Я постанывал, когда Клыгин сдергивал банки с моей спины. Не столько от удовольствия, сколько оттого, что Клыгин ждал этих стонов и был доволен, их услышав. «Все. Спать. Этот бамбук меня заколебал. Хватит рассказов про дурачка. Что я, помойная яма, что ли?»
Но Клыгин, освободив мою спину от полона, плюхнулся на кровать Цветкова и, закатив глаза, пропел:
– О дайте мне поспать хоть один час в сутки!
И немедленно заржал, скосив глаза на меня в ожидании поддержки.
Я вяло улыбнулся.
– Что тут тебе Цветков рассказывал? – осведомился Клыгин.
– Да… про этого… вот тут спал… Шаповаленко, кажется?
– Про Шипу? Оборжесся, да?
Да, оборжесся, кивнул я. Очень смешно и весело. Дураки и созданы для смеха. Ты его мордой в грязь, а он еще и пузыри пускает.
Смех! Ну как не посмеяться над салабоном. Иди сюда! Дембель, давай! Не понял? Дембель, давай! Больше повторять не буду. Как «что делать?» Иди и спрашивай у салабонов. Все спят? Буди! Не знают? Ладно, мужик, дедушка тебе объяснит, не дай бог, ты после этого не сделаешь. Когда услышишь эти слова, надо побежать и через минуту принести дембель – быстро и без суеты. Понял? Дембель давай! Ну? Припух? Служба медом показалась? Дедушек не уважаешь?

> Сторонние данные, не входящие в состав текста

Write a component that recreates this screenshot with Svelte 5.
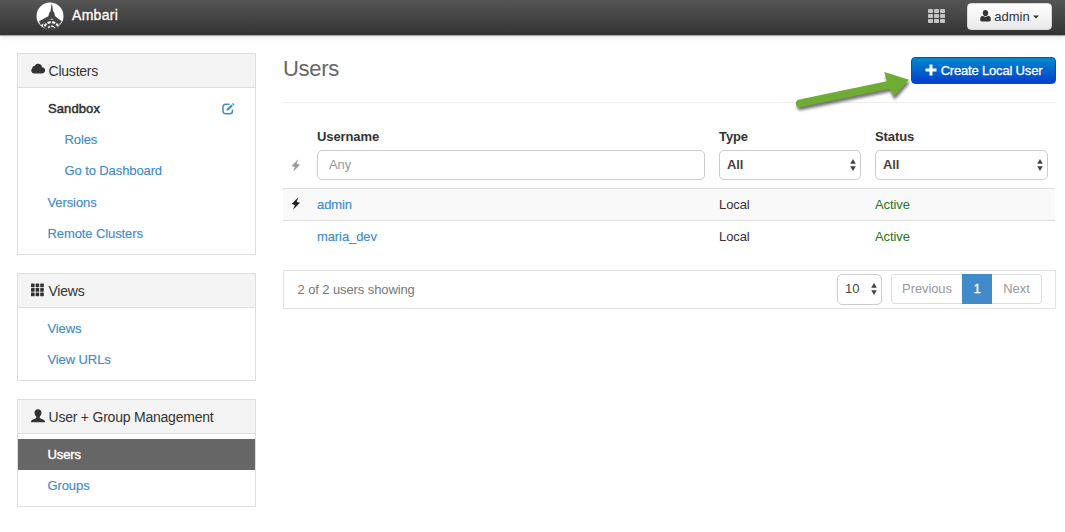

А потом… Кулаком в грудь или ладошкой по лицу – и шагом марш в туалет, чтобы я утром зашел и удивился – все сияет. Аттракцион. Комната смеха. Первый год службы – без вины виноватые. Второй – веселые ребята. Это справедливо, более справедливо, чем многое в жизни, где все вперемешку: радость и боль. Одному – сплошная радость, так много, что уж и не в радость она. Другой, как мишень перед удачливым стрелком: что ни удар, то в цель. Слепо. Несправедливо.

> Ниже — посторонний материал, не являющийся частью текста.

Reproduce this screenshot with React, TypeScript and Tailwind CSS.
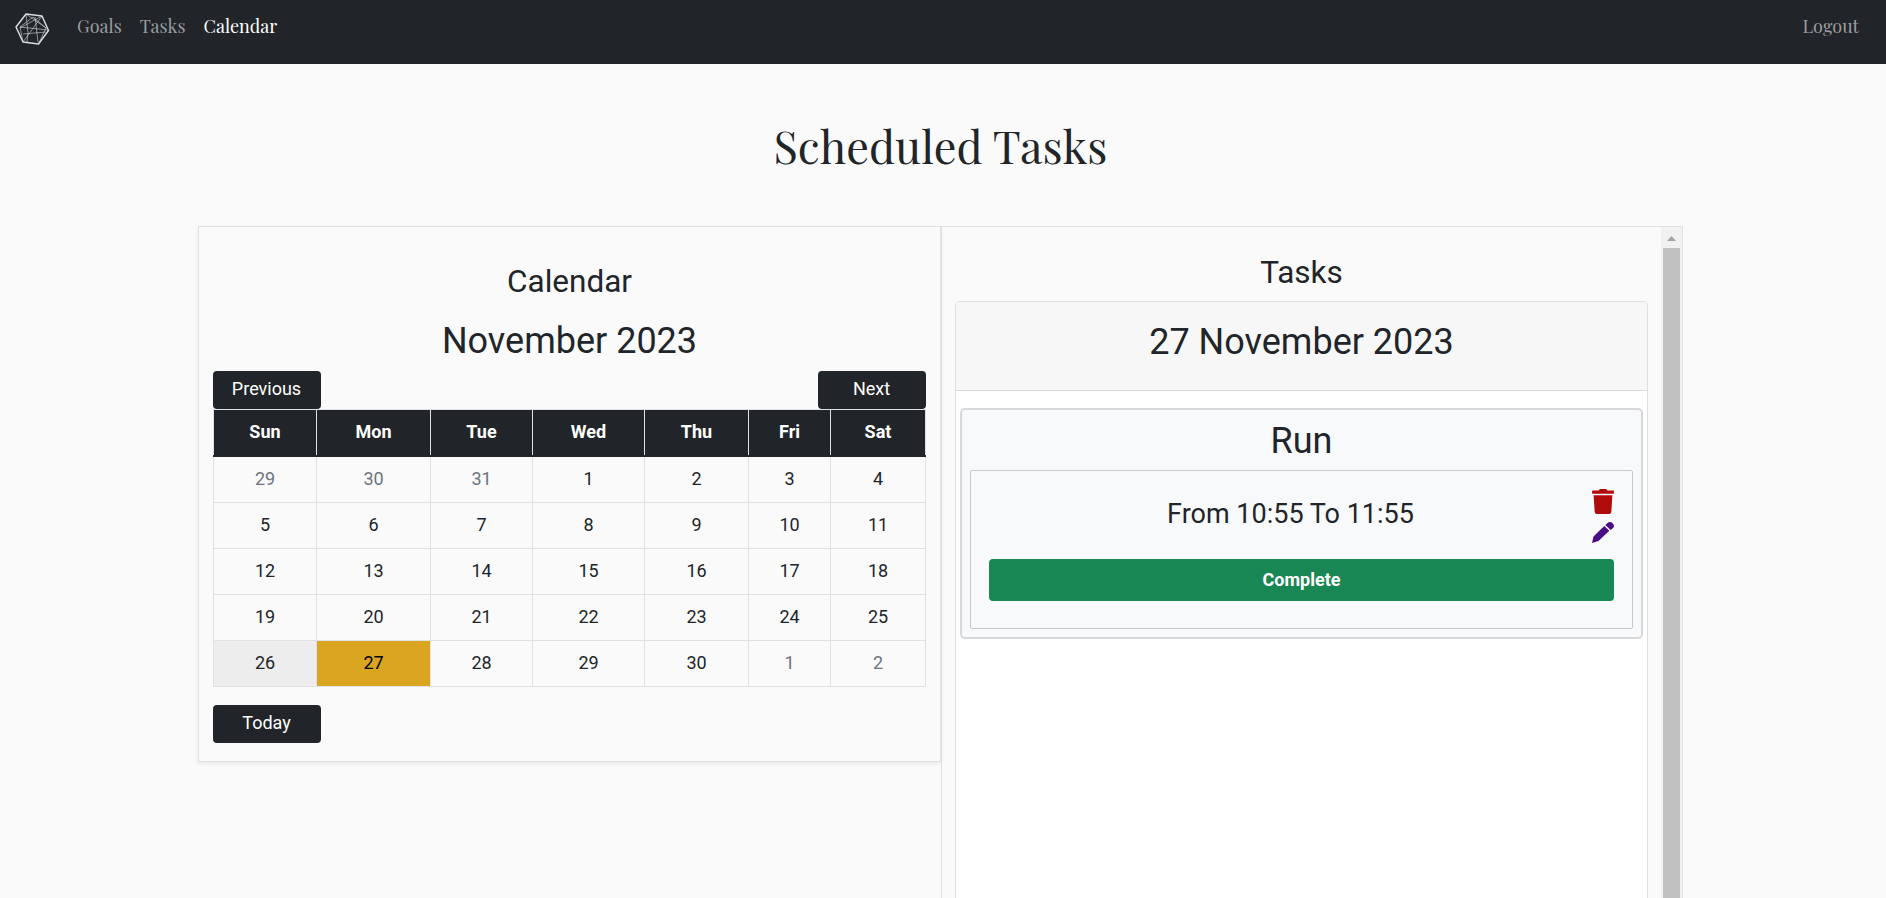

Здесь куда лучше. Год боли. Год счастья. Гарантируется. Только та ли радость, что чужой болью рождается? Только тот ли человек, которого выпускают на волю после года жизни «про себя»? Говорил ли он после этого вслух? Не входит ли в кровь это рабское смирение, когда спокоен, видя, как кого-то бьют: слава богу, не меня, тем и счастлив, тем и жив? Когда знаешь: за тебя – только ты.
Бред. Проклятая поляна, на которой застрял мой поезд… когда хочется крикнуть добрым и старым спутникам – сердцу своему, памяти, душе: «Выходите! Ведь мы пока стоим! Ведь «это» – пока позади. Ведь можно пожить немного вслух, можно вдохнуть этот воздух, можно посмотреть на небо», – но не оживает поляна. Ненужной громадой стоит на ней поезд – дитя движения, и зябкими, призрачными видениями сереют за окнами равнодушные лица пассажиров. Мы скоро поедем; мы скоро поедем, и лес, спокойный и морщинистый, опять станет стеной, и облака – трамплины наших надежд и мечтаний – будут болезненно и никчемно мелькать за окном.